DATASET SECTION.
^^^^
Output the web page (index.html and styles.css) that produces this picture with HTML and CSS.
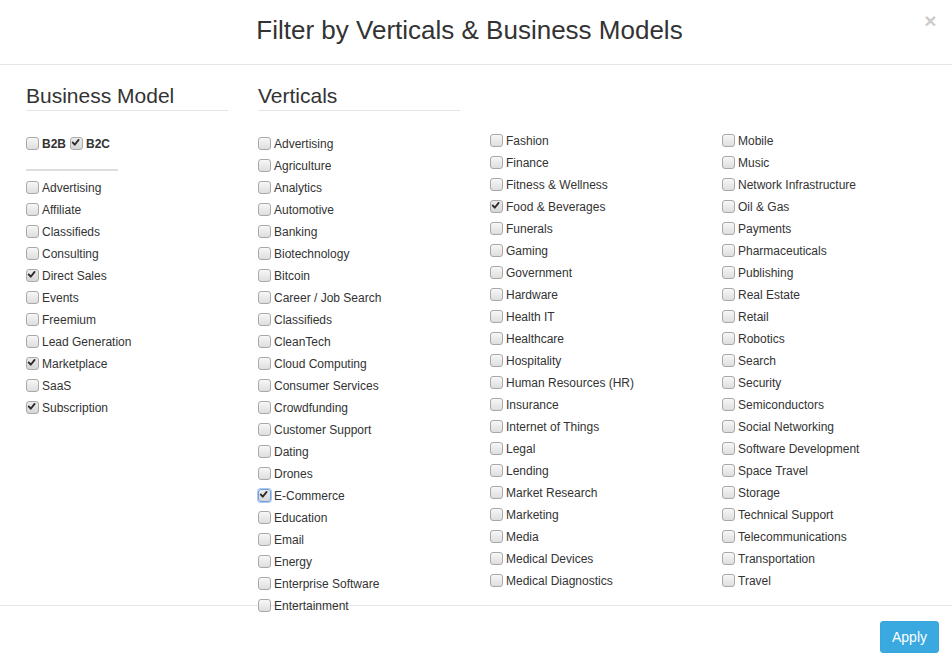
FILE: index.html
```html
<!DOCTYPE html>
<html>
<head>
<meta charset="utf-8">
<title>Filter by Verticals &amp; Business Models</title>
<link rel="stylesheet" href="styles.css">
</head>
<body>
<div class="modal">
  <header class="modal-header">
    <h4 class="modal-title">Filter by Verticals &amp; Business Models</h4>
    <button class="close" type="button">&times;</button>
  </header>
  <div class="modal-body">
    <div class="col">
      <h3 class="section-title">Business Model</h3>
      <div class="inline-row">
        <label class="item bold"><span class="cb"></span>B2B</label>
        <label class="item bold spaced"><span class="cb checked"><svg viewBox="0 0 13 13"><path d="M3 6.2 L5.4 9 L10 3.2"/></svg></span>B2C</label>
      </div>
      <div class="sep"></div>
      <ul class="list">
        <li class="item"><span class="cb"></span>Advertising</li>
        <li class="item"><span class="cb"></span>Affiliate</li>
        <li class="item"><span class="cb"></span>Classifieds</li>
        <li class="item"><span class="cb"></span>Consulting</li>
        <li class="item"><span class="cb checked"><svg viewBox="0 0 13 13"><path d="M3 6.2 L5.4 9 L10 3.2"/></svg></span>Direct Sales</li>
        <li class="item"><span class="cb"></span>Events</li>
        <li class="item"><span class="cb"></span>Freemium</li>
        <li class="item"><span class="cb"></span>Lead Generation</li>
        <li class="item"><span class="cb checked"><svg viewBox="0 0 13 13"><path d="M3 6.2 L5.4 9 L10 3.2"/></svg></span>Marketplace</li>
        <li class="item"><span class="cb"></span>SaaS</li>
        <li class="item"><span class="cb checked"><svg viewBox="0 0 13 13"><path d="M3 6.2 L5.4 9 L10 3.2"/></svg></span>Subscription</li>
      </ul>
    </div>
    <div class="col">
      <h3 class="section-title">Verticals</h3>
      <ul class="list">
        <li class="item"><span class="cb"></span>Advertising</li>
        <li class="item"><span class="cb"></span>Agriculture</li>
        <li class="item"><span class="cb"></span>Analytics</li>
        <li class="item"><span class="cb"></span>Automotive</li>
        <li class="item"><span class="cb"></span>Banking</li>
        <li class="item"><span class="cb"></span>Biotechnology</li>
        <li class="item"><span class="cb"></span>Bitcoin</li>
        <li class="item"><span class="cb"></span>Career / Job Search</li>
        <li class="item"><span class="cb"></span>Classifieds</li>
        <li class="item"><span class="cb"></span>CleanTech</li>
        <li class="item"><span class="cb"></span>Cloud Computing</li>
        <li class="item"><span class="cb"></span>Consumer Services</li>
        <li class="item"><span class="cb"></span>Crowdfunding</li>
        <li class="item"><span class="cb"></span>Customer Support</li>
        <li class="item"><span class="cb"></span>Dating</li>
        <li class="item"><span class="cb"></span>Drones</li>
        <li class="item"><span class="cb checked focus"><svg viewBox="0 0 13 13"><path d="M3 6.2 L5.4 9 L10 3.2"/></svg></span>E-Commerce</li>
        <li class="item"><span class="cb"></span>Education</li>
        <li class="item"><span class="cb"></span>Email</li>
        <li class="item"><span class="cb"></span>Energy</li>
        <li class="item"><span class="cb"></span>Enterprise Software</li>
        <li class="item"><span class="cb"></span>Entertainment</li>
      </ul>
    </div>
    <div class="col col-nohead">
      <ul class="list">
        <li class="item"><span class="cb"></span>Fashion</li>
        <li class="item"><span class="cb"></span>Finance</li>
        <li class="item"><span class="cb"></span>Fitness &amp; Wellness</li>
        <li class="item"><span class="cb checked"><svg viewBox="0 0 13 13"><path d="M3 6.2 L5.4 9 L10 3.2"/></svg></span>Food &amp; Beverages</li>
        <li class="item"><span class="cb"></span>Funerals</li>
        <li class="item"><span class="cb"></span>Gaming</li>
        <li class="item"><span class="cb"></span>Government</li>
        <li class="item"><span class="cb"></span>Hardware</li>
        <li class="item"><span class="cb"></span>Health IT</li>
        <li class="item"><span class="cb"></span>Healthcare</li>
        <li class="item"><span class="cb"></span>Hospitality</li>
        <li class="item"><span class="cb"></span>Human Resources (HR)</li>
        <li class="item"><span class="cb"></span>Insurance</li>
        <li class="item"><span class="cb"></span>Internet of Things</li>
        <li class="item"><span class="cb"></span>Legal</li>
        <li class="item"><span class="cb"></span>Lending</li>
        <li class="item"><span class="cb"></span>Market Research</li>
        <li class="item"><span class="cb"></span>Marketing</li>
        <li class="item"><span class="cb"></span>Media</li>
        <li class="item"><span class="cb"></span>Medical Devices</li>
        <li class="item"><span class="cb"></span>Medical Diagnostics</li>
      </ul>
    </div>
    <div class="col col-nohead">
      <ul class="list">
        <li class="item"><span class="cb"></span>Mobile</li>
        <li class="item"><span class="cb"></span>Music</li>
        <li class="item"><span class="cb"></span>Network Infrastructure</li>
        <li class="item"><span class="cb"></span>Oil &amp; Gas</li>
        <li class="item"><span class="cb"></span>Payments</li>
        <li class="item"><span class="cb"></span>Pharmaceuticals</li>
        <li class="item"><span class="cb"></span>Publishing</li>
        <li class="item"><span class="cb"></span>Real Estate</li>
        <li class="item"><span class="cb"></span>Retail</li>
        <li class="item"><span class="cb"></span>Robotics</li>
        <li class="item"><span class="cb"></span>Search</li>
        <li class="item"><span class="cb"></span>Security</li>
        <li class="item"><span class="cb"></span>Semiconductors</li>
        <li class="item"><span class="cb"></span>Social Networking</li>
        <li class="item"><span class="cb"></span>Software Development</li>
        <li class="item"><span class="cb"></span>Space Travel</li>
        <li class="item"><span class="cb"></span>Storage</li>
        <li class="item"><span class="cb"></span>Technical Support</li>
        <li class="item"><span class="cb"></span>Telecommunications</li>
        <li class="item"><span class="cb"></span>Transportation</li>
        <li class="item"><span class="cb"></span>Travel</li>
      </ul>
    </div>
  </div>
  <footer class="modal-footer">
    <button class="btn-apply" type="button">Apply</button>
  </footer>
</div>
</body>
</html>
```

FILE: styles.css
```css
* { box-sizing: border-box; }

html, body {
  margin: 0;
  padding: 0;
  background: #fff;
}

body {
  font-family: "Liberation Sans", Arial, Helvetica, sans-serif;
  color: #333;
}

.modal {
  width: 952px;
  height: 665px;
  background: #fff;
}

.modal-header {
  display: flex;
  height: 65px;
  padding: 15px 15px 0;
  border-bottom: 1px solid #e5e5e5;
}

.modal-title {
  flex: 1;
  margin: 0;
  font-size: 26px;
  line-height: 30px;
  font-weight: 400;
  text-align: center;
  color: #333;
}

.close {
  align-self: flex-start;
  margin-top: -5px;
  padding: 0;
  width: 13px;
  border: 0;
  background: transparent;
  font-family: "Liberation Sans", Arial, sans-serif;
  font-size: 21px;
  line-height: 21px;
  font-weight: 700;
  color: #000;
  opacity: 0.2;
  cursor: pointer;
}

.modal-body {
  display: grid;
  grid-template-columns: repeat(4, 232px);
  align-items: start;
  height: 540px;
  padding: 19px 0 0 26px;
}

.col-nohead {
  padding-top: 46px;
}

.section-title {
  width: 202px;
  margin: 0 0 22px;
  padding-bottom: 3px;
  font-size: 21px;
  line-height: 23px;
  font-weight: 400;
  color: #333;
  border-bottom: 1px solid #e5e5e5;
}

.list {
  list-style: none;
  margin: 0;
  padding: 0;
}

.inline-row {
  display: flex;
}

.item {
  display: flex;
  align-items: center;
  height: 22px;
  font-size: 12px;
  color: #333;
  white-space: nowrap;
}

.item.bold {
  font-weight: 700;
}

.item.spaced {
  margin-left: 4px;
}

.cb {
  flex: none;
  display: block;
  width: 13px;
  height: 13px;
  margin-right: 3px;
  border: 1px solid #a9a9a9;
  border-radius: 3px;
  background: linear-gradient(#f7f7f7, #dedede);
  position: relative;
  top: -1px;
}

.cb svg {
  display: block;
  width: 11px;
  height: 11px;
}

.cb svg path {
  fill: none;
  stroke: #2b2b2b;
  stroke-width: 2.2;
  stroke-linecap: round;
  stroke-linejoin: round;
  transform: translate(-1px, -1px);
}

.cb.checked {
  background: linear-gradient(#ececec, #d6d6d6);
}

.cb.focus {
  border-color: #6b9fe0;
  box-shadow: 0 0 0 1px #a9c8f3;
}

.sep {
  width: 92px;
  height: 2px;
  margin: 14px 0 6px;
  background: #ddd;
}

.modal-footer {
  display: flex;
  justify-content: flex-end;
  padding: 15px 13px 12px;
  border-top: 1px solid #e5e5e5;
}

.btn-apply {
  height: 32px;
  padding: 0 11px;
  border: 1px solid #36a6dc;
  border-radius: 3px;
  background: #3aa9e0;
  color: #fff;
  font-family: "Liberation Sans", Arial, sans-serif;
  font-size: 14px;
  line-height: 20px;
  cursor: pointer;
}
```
^^^^
AIM. Copy out every line in the listing where the word "styles" appears.

REPLY TO THE TASK.
Output the web page (index.html and styles.css) that produces this picture with HTML and CSS.
<link rel="stylesheet" href="styles.css">
FILE: styles.css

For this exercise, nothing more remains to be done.